From the records below, give the number of lines that contain the string "components", without any other text.

━━━━━ MATERIALS PROVIDED ━━━━━

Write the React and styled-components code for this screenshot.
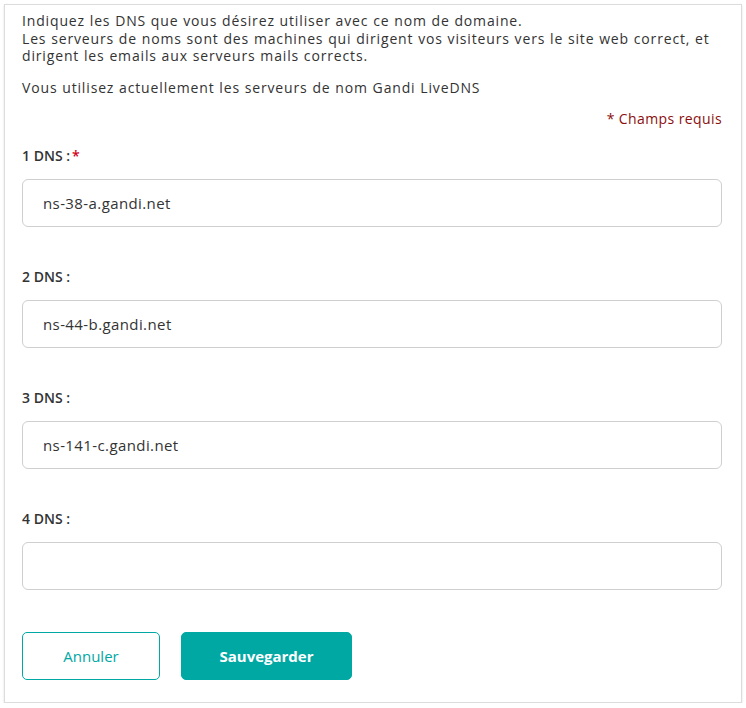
import React from 'react';
import styled, { createGlobalStyle } from 'styled-components';

const GlobalStyle = createGlobalStyle`
  body {
    margin: 0;
    background: #ffffff;
    font-family: "Open Sans", "Noto Sans", Arial, sans-serif;
    color: #333333;
  }
`;

const Panel = styled.div`
  box-sizing: border-box;
  width: 738px;
  margin: 4px 0 0 4px;
  padding: 7px 19px 22px 17px;
  background: #fff;
  border: 1px solid #dcdcdc;
  box-shadow: 0 1px 2px rgba(0, 0, 0, 0.12);
`;

const Text = styled.p`
  margin: 0 0 14px;
  font-size: 14px;
  line-height: 17.5px;
  letter-spacing: 0.85px;
  word-spacing: 0.3px;
  color: #333;
  white-space: nowrap;
`;

const Required = styled.div`
  text-align: right;
  font-size: 14px;
  line-height: 17.5px;
  letter-spacing: 0.4px;
  color: #8b0e0e;
  margin-bottom: 19px;
`;

const Field = styled.div`
  display: flex;
  flex-direction: column;
  gap: 14px;
  margin-bottom: ${p => (p.$last ? '42px' : '41px')};
`;

const Label = styled.label`
  font-size: 14px;
  line-height: 18px;
  font-weight: 600;
  color: #333;
`;

const Star = styled.span`
  color: #d0021b;
  margin-left: 2px;
`;

const Input = styled.input`
  box-sizing: border-box;
  width: 100%;
  height: 48px;
  padding: 0 20px;
  border: 1px solid #cfcfcf;
  border-radius: 6px;
  font-family: inherit;
  font-size: 15px;
  letter-spacing: 0.4px;
  color: #333;
  outline: none;
`;

const Actions = styled.div`
  display: flex;
  gap: 21px;
`;

const Button = styled.button`
  box-sizing: border-box;
  height: 48px;
  width: ${p => p.$width}px;
  border-radius: 5px;
  font-family: inherit;
  font-size: 15px;
  cursor: pointer;
  border: 1px solid #00a8a4;
  background: ${p => (p.$primary ? '#00a8a4' : '#fff')};
  color: ${p => (p.$primary ? '#fff' : '#00a8a4')};
  font-weight: ${p => (p.$primary ? 700 : 400)};
`;

const fields = [
  { n: 1, value: 'ns-38-a.gandi.net', required: true },
  { n: 2, value: 'ns-44-b.gandi.net' },
  { n: 3, value: 'ns-141-c.gandi.net' },
  { n: 4, value: '' },
];

export default function App() {
  return (
    <>
      <GlobalStyle />
      <Panel>
        <Text>
          Indiquez les DNS que vous désirez utiliser avec ce nom de domaine.
          <br />
          Les serveurs de noms sont des machines qui dirigent vos visiteurs vers le site web correct, et
          <br />
          dirigent les emails aux serveurs mails corrects.
        </Text>
        <Text>Vous utilisez actuellement les serveurs de nom Gandi LiveDNS</Text>
        <Required>* Champs requis</Required>
        {fields.map((f, i) => (
          <Field key={f.n} $last={i === fields.length - 1}>
            <Label>
              {f.n} DNS :{f.required && <Star>*</Star>}
            </Label>
            <Input defaultValue={f.value} />
          </Field>
        ))}
        <Actions>
          <Button $width={138}>Annuler</Button>
          <Button $width={171} $primary>Sauvegarder</Button>
        </Actions>
      </Panel>
    </>
  );
}
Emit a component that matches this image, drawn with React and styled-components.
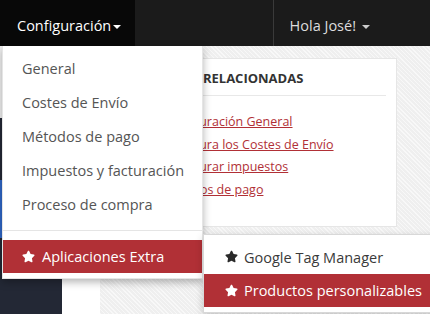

━━━━━

- _WORKED ANSWER_
3